You loved the stressful
Site of quality options
That thousands searched for.
The other day, Neil Gaiman tweeted about an act of “unimaginable whimsy” that he will perform if a charity receives enough donations. The phrase stuck with me so much, I decided to hang it in my office. Or rather, on a half wall in my cubicle.
Don’t get me wrong, I like my job, but there are times when you need a contradiction like “unimaginable whimsy” to remind you that a job is a job, and the other things you do in life are what make you who you are.
Also, Neil Gaiman is awesome, and deserves a spot in everyone’s office.
I’ve been itching to start a blog for a while.
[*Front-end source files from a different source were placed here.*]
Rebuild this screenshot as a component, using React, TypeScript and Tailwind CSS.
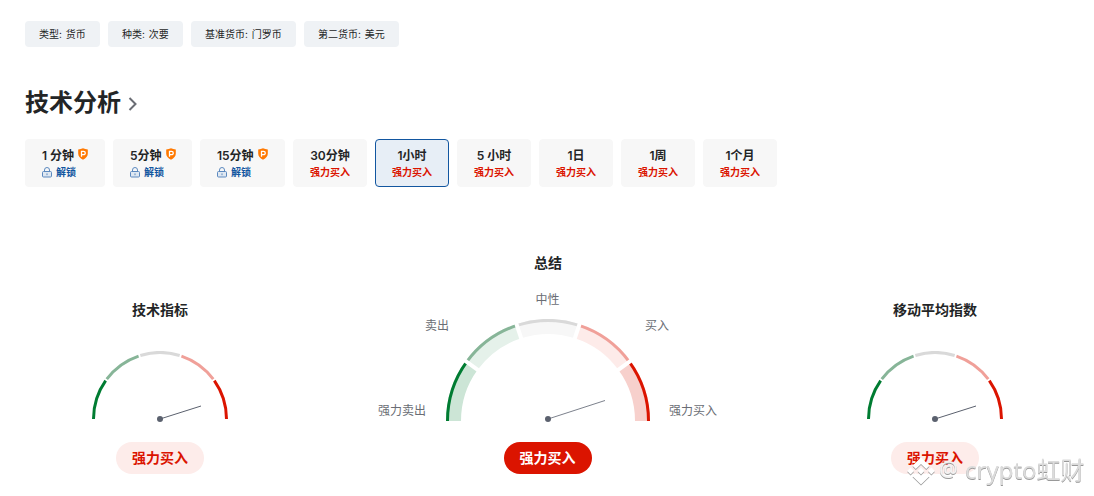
const FONT = 'font-[Inter,"Noto_Sans_CJK_SC",sans-serif]'

const pills = [
  { text: '类型: 货币', width: 'w-[75px]' },
  { text: '种类: 次要', width: 'w-[75px]' },
  { text: '基准货币: 门罗币', width: 'w-[105px]' },
  { text: '第二货币: 美元', width: 'w-[95px]' },
]

const lockedTabs = [
  { label: '1 分钟', width: 'w-20' },
  { label: '5分钟', width: 'w-[79px]' },
  { label: '15分钟', width: 'w-[85px]' },
]

const tabs = ['30分钟', '1小时', '5 小时', '1日', '1周', '1个月']

const ProBadge = () => (
  <svg className="-mt-[5px]" width="10" height="12" viewBox="0 0 10 12">
    <path
      d="M5 0.3C6.5 1 8 1.4 9.8 1.5V5.6C9.8 8.4 8 10.4 5 11.7C2 10.4 0.2 8.4 0.2 5.6V1.5C2 1.4 3.5 1 5 0.3Z"
      fill="#ff7901"
    />
    <path
      d="M3.5 8.8V3.4H5.6a1.6 1.6 0 0 1 0 3.3H3.5"
      fill="none"
      stroke="#fff"
      strokeWidth="1.3"
    />
  </svg>
)

const Lock = () => (
  <svg width="10" height="11" viewBox="0 0 10 11" fill="none" stroke="#5c89bf">
    <path d="M2.5 4.8V3a2.5 2.5 0 0 1 5 0v1.8" />
    <rect x="0.5" y="4.5" width="9" height="5.5" rx="1" fill="#dfe8f2" />
    <path d="M5 6.4v1.8" />
  </svg>
)

// point on a half circle, 0deg is right and 180deg is left
const point = (cx: number, cy: number, r: number, deg: number) => {
  const a = (deg * Math.PI) / 180
  return `${(cx + r * Math.cos(a)).toFixed(2)} ${(cy - r * Math.sin(a)).toFixed(2)}`
}

type ArcProps = {
  cx: number
  cy: number
  r: number
  from: number
  to: number
  width: number
  color: string
}

const Arc = ({ cx, cy, r, from, to, width, color }: ArcProps) => (
  <path
    d={`M${point(cx, cy, r, from)} A${r} ${r} 0 0 1 ${point(cx, cy, r, to)}`}
    fill="none"
    stroke={color}
    strokeWidth={width}
  />
)

const segments = [
  { from: 180, to: 144, color: '#007c32', band: '#cce5d6' },
  { from: 144, to: 108, color: '#87b598', band: '#e5f1ea' },
  { from: 108, to: 72, color: '#d9d9d9', band: '#f7f7f7' },
  { from: 72, to: 36, color: '#f0a099', band: '#fdebe9' },
  { from: 36, to: 0, color: '#db1400', band: '#f7d0cc' },
]

const SmallGauge = ({ title }: { title: string }) => (
  <div className="flex w-[136px] flex-col items-center pt-[58px]">
    <h3 className="text-[14px] leading-5 font-semibold">{title}</h3>
    <svg className="mt-[31px]" width="136" height="72" viewBox="0 0 136 72">
      {segments.map((s) => (
        <Arc
          key={s.from}
          cx={68}
          cy={68}
          r={66.5}
          from={s.from === 180 ? 180 : s.from - 0.8}
          to={s.to === 0 ? 0 : s.to + 0.8}
          width={3}
          color={s.color}
        />
      ))}
      <path d="M68 68L109 55" stroke="#5b616e" />
      <circle cx="68" cy="68" r="3" fill="#5b616e" />
    </svg>
    <div className="mt-[19px] flex h-8 w-[88px] items-center justify-center rounded-full bg-[#fdecea] pb-[2px] text-[14px] font-semibold text-[#db1400]">
      强力买入
    </div>
  </div>
)

const SummaryGauge = () => (
  <div className="flex w-[344px] flex-col items-center pt-[11px] text-[12px] leading-4 text-[#6a6d74]">
    <h3 className="text-[14px] leading-5 font-semibold text-[#232526]">总结</h3>
    <span className="mt-[19px] mr-px">中性</span>
    <div className="mt-[11px] flex">
      <div className="flex w-[70px] flex-col items-end justify-between">
        <span className="-mt-px w-[21px] whitespace-nowrap">卖出</span>
        <span className="mr-[20px] mb-[4px] whitespace-nowrap">强力卖出</span>
      </div>
      <svg width="204" height="104" viewBox="0 0 204 104">
        {segments.map((s) => (
          <g key={s.from}>
            <Arc
              cx={102}
              cy={102}
              r={94.5}
              from={s.from}
              to={s.to}
              width={15}
              color={s.band}
            />
            <Arc
              cx={102}
              cy={102}
              r={100.5}
              from={s.from}
              to={s.to}
              width={3}
              color={s.color}
            />
          </g>
        ))}
        {[36, 72, 108, 144].map((deg) => (
          <path
            key={deg}
            d={`M${point(102, 102, 86, deg)} L${point(102, 102, 103, deg)}`}
            stroke="#fff"
            strokeWidth="4"
          />
        ))}
        <path d="M102 100L159 81.5" stroke="#5b616e" strokeWidth="0.8" />
        <circle cx="102" cy="100" r="3" fill="#5b616e" />
      </svg>
      <div className="flex w-[70px] flex-col justify-between">
        <span className="-mt-px -ml-[5px]">买入</span>
        <span className="mb-[4px] ml-[19px] whitespace-nowrap">强力买入</span>
      </div>
    </div>
    <div className="mt-[19px] flex h-8 w-[88px] items-center justify-center rounded-full bg-[#db1400] pr-px text-[14px] font-semibold text-white">
      强力买入
    </div>
  </div>
)

const Watermark = () => (
  <div className='absolute top-[452px] left-[907px] flex h-9 items-center font-["Noto_Sans","Noto_Sans_CJK_SC",sans-serif] text-[24px] whitespace-nowrap text-[#dcdcdc] [filter:drop-shadow(0.5px_1px_0.5px_#999)]'>
    <svg
      className="mt-[2px]"
      width="28"
      height="28"
      viewBox="0 0 28 28"
      fill="#fff"
    >
      <path d="M14 0.5L22.5 8.8L19.2 12L14 6.9L8.8 12L5.5 8.8Z" />
      <path d="M14 27.5L22.5 19.2L19.2 16L14 21.1L8.8 16L5.5 19.2Z" />
      <path d="M14 10.6L17.4 14L14 17.4L10.6 14Z" />
      <path d="M3.6 10.6L7 14L3.6 17.4L0.2 14Z" />
      <path d="M24.4 10.6L27.8 14L24.4 17.4L21 14Z" />
    </svg>
    <span className="ml-[4px] w-[26px] text-[21px] font-semibold text-[#f2f2f2]">
      @
    </span>
    <span>crypto虹财</span>
  </div>
)

const App = () => {
  return (
    <div
      className={`${FONT} relative h-[496px] w-[1094px] overflow-hidden bg-white px-[25px] pt-[21px] text-[#232526]`}
    >
      <div className="flex gap-2">
        {pills.map((p) => (
          <div
            key={p.text}
            className={`${p.width} flex h-[26px] items-center rounded bg-[#eff2f5] pl-[14px] text-[10px] whitespace-nowrap [word-spacing:1px]`}
          >
            {p.text}
          </div>
        ))}
      </div>

      <div className="mt-[39px] flex h-8 items-center">
        <h2 className="pt-[2px] text-[24px] leading-8 font-bold">技术分析</h2>
        <svg className="mt-[3px] ml-[7px]" width="9" height="14" viewBox="0 0 9 14">
          <path d="M1.5 1L7.5 7L1.5 13" fill="none" stroke="#6a6d74" strokeWidth="2" />
        </svg>
      </div>

      {/* timeframes */}
      <div className="mt-[21px] flex gap-2">
        {lockedTabs.map((t) => (
          <div
            key={t.label}
            className={`${t.width} flex h-12 flex-col rounded bg-[#f7f7f7] pt-[9px] pl-[17px]`}
          >
            <div className="flex h-4 items-center gap-1 text-[12px] font-semibold whitespace-nowrap">
              {t.label}
              <ProBadge />
            </div>
            <div className="flex h-4 items-center gap-[4px] text-[10px] font-semibold text-[#1256a0]">
              <Lock />
              解锁
            </div>
          </div>
        ))}
        {tabs.map((t) => (
          <div
            key={t}
            className={`flex h-12 w-[74px] flex-col items-center rounded border pt-[8px] ${
              t === '1小时'
                ? 'border-[#1256a0] bg-[#e7eef6]'
                : 'border-[#f7f7f7] bg-[#f7f7f7]'
            }`}
          >
            <div className="text-[12px] leading-4 font-semibold">{t}</div>
            <div className="text-[10px] leading-4 font-semibold text-[#db1400]">
              强力买入
            </div>
          </div>
        ))}
      </div>

      {/* gauges */}
      <div className="mt-[55px] flex pl-[67px]">
        <SmallGauge title="技术指标" />
        <div className="ml-[148px]">
          <SummaryGauge />
        </div>
        <div className="ml-[147px]">
          <SmallGauge title="移动平均指数" />
        </div>
      </div>
      <Watermark />
    </div>
  )
}

export default App
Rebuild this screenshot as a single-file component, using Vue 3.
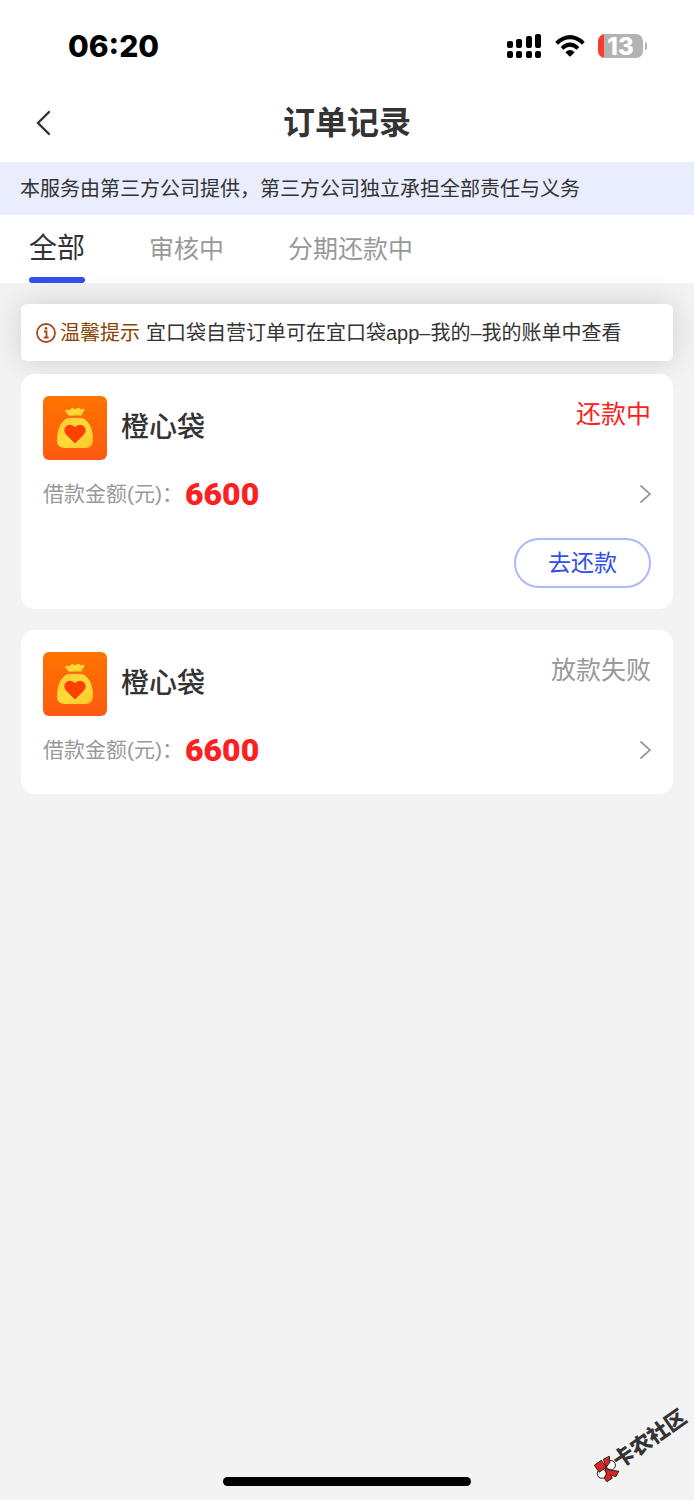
<script setup>
import { ref } from 'vue'

const tabs = ['全部', '审核中', '分期还款中']
const active = ref(0)
const orders = [
  { id: 1, name: '橙心袋', amount: 6600, status: '还款中', due: true },
  { id: 2, name: '橙心袋', amount: 6600, status: '放款失败', due: false },
]
</script>

<template>
  <div class="page">
    <div class="statusbar">
      <span class="time">06:20</span>
      <div class="indicators">
        <svg class="signal" width="36" height="26" viewBox="0 0 36 26" aria-hidden="true">
          <rect x="1" y="8" width="6" height="7" rx="2" />
          <rect x="10" y="6" width="6" height="9" rx="2" />
          <rect x="20" y="3" width="6" height="12" rx="2" />
          <rect x="29" y="1" width="6" height="14" rx="2" />
          <rect x="1" y="18" width="6" height="7" rx="2" />
          <rect x="10" y="18" width="6" height="7" rx="2" />
          <rect x="20" y="18" width="6" height="7" rx="2" />
          <rect x="29" y="18" width="6" height="7" rx="2" />
        </svg>
        <svg class="wifi" width="30" height="22" viewBox="0 0 30 22" aria-hidden="true">
          <path d="M1.6 8.2 Q15 -3.8 28.4 8.2" />
          <path d="M7 13.4 Q15 6 23 13.4" />
          <path class="dot" d="M10.4 17.2 Q15 13 19.6 17.2 L15.7 21.2 Q15 21.8 14.3 21.2 Z" />
        </svg>
        <div class="battery">
          <div class="cell">13</div>
          <div class="nub"></div>
        </div>
      </div>
    </div>

    <header class="header">
      <button class="back" type="button" aria-label="返回">
        <svg width="16" height="26" viewBox="0 0 16 26" aria-hidden="true">
          <path d="M14 2 L3 13 L14 24" />
        </svg>
      </button>
      <h1>订单记录</h1>
    </header>

    <p class="banner">本服务由第三方公司提供，第三方公司独立承担全部责任与义务</p>

    <nav class="tabs">
      <button
        v-for="(tab, i) in tabs"
        :key="tab"
        type="button"
        class="tab"
        :class="{ active: active === i }"
        @click="active = i"
      >{{ tab }}</button>
    </nav>

    <main class="content">
      <div class="notice">
        <svg width="20" height="20" viewBox="0 0 20 20" aria-hidden="true">
          <circle cx="10" cy="10" r="9" />
          <path d="M8 8.5 H10.5 V14.3 M7.8 14.5 H12.6" />
          <circle class="dot" cx="10" cy="5.4" r="1.4" />
        </svg>
        <strong>温馨提示</strong>
        <span>宜口袋自营订单可在宜口袋app–我的–我的账单中查看</span>
      </div>

      <article v-for="order in orders" :key="order.id" class="card">
        <div class="top">
          <svg class="logo" width="64" height="64" viewBox="0 0 64 64" aria-hidden="true">
            <defs>
              <linearGradient :id="'bg' + order.id" x1="0" y1="0" x2="0" y2="1">
                <stop offset="0" stop-color="#ff7400" />
                <stop offset="1" stop-color="#ff5911" />
              </linearGradient>
              <linearGradient :id="'bag' + order.id" x1="0" y1="0" x2="1" y2="1">
                <stop offset="0" stop-color="#ffc52e" />
                <stop offset="0.5" stop-color="#ffdc38" />
                <stop offset="1" stop-color="#ffc52c" />
              </linearGradient>
            </defs>
            <rect width="64" height="64" rx="6" :fill="'url(#bg' + order.id + ')'" />
            <path
              d="M25 19.5 Q25 17 22.2 15.6 Q22 13.4 24.5 13.6 Q26.6 14.8 28 12.8 Q29.3 10.8 31 12.4 Q32 13.8 33.4 12.6 Q35.5 10.4 36.8 12.4 Q38 14.2 40.3 12.6 Q42.2 13.2 40.8 15.6 Q38.8 17 38.8 19.5 Z"
              :fill="'url(#bag' + order.id + ')'"
            />
            <path
              d="M24.5 22 H39.5 Q50 27.5 50 44 Q50 52 42 52 H22 Q14 52 14 44 Q14 27.5 24.5 22 Z"
              :fill="'url(#bag' + order.id + ')'"
            />
            <path
              d="M32 47.5 L23.5 39 Q19.8 35 22.4 31 Q26.8 26.4 32 31 Q37.2 26.4 41.6 31 Q44.2 35 40.5 39 Z"
              fill="#ff4100"
            />
          </svg>
          <h2>{{ order.name }}</h2>
          <span class="status" :class="{ due: order.due }">{{ order.status }}</span>
        </div>
        <a class="detail" href="#">
          <span class="label">借款金额(元)：</span>
          <span class="amount">{{ order.amount }}</span>
          <svg class="arrow" width="12" height="20" viewBox="0 0 12 20" aria-hidden="true">
            <path d="M2 2 L11 10 L2 18" />
          </svg>
        </a>
        <div v-if="order.due" class="actions">
          <button class="repay" type="button">去还款</button>
        </div>
      </article>
    </main>

    <div class="watermark">
      <svg width="27" height="28" viewBox="0 0 27 28" aria-hidden="true">
        <g stroke="#222" stroke-width="1">
          <circle cx="17.5" cy="10" r="4.6" fill="#fff" />
          <circle cx="8.5" cy="18.5" r="4.6" fill="#fff" />
          <path d="M1 10 L8 5 L13 12 L6 17 Z" fill="#e3231b" />
          <path d="M10 4 L16 1 L16.5 7 L13 12 Z" fill="#e3231b" />
          <path d="M12 13 L17 15 L25.5 16 L22.5 21.5 L17 19.5 L19 23 L13.5 26.5 L11 23 L13 19 Z" fill="#e3231b" />
        </g>
      </svg>
      <span>卡农社区</span>
    </div>
    <div class="home"></div>
  </div>
</template>

<style>
body {
  background: #f3f3f3;
}
</style>

<style scoped>
.page {
  position: relative;
  min-height: 100vh;
  overflow: hidden;
  background: #f3f3f3;
  color: #333;
  font-family: "Liberation Sans", "Noto Sans CJK SC", sans-serif;
}
.page * {
  box-sizing: border-box;
}
h1, h2, p {
  margin: 0;
}
button {
  border: 0;
  padding: 0;
  background: none;
  font-family: inherit;
  color: inherit;
  cursor: pointer;
}
.statusbar {
  display: flex;
  justify-content: space-between;
  align-items: center;
  height: 84px;
  padding: 8px 47px 0 68px;
  background: #fff;
  color: #000;
}
.time {
  font: 800 30px/36px Inter, sans-serif;
}
.indicators {
  display: flex;
  align-items: center;
  gap: 13px;
}
.wifi path {
  fill: none;
  stroke: #000;
  stroke-width: 4;
}
.wifi .dot {
  fill: #000;
  stroke: none;
}
.battery {
  display: flex;
  align-items: center;
  gap: 2px;
}
.cell {
  width: 45px;
  height: 24px;
  border-radius: 7px;
  background: linear-gradient(90deg, #ff3b30 6px, #b3b3b3 6px);
  color: #fff;
  font: 800 24px/25px Inter, sans-serif;
  text-align: center;
}
.nub {
  width: 2px;
  height: 8px;
  border-radius: 0 2px 2px 0;
  background: #b3b3b3;
}
.header {
  position: relative;
  display: flex;
  justify-content: center;
  align-items: center;
  height: 78px;
  background: #fff;
}
.header h1 {
  font-size: 32px;
  line-height: 50px;
  font-weight: 700;
}
.back {
  position: absolute;
  left: 35px;
  display: flex;
}
.back path {
  fill: none;
  stroke: #333;
  stroke-width: 2.4;
  stroke-linecap: round;
}
.banner {
  padding: 13px 20px 12px;
  background: #eaedfd;
  font-size: 20px;
  line-height: 28px;
  white-space: nowrap;
}
.tabs {
  display: flex;
  gap: 64px;
  height: 68px;
  padding: 0 29px;
  background: #fff;
}
.tab {
  position: relative;
  color: #999;
  font-size: 25px;
  line-height: 68px;
}
.tab.active {
  color: #333;
  font-size: 28px;
}
.tab.active::after {
  content: "";
  position: absolute;
  inset: auto 0 0;
  height: 6px;
  border-radius: 3px;
  background: #3350ea;
}
.content {
  padding: 21px;
}
.notice {
  display: flex;
  align-items: center;
  height: 57px;
  margin-bottom: 13px;
  padding: 0 15px;
  border-radius: 6px;
  background: #fff;
  box-shadow: 0 0 32px rgba(0, 0, 0, 0.15);
  font-size: 20px;
  line-height: 28px;
  white-space: nowrap;
}
.notice svg {
  margin-right: 4px;
  fill: none;
  stroke: #a34b23;
  stroke-width: 1.8;
}
.notice .dot {
  fill: #a34b23;
  stroke: none;
}
.notice strong {
  margin-right: 6px;
  color: #8a4200;
  font-weight: 400;
}
.card {
  position: relative;
  margin-bottom: 21px;
  padding: 22px 22px 21px;
  border-radius: 14px;
  background: #fff;
}
.top {
  display: flex;
  align-items: center;
  height: 64px;
}
.top h2 {
  margin-left: 14px;
  font-size: 28px;
  line-height: 42px;
  font-weight: 500;
}
.status {
  align-self: flex-start;
  margin-left: auto;
  color: #999;
  font-size: 25px;
  line-height: 36px;
}
.status.due {
  color: #fe2020;
}
.detail {
  display: flex;
  align-items: center;
  height: 36px;
  margin-top: 16px;
  margin-bottom: 5px;
  color: #999;
  text-decoration: none;
}
.label {
  margin-right: 2px;
  font-size: 21px;
  line-height: 32px;
}
.amount {
  color: #fe2020;
  font: 900 32px/36px Roboto, sans-serif;
}
.arrow {
  margin-left: auto;
  fill: none;
  stroke: #999;
  stroke-width: 1.8;
  stroke-linecap: round;
}
.actions {
  display: flex;
  justify-content: flex-end;
  margin-top: 26px;
}
.repay {
  width: 137px;
  height: 50px;
  border: 2px solid #adbaf8;
  border-radius: 25px;
  color: #3350ea;
  font-size: 23px;
  line-height: 44px;
}
.watermark {
  position: absolute;
  right: 0;
  bottom: 40px;
  display: flex;
  align-items: center;
  color: #333;
  font-size: 21px;
  line-height: 28px;
  font-weight: 900;
  transform: rotate(-35deg);
}
.watermark svg {
  margin-right: -3px;
  transform: rotate(35deg);
}
.home {
  position: absolute;
  left: 50%;
  bottom: 14px;
  width: 248px;
  height: 9px;
  margin-left: -124px;
  border-radius: 5px;
  background: #000;
}
</style>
Part of it is the urge to write, and write more often. Part of it is a need to craft something more creative than Facebook posts and descriptions of shelves. Part of it is anger at all of the bad writing I see on the internet, because if that typo-ridden homophobe with nothing new or interesting to say has a blog, then what in doggy hell is stopping me? (Don’t worry, that description is more of a summarized ball of wax of the blogs I have come across than one individual person.)
So here I am.
Hopefully this will not be a girly diary filled with PMS and anger at nothing (I have my private journal for that). Hopefully this will be an upbeat place to craft and share my writing. Hopefully you will enjoy it. If not, feel free to leave; I’m not twisting any wrists to make someone stay who doesn’t enjoy me or my style.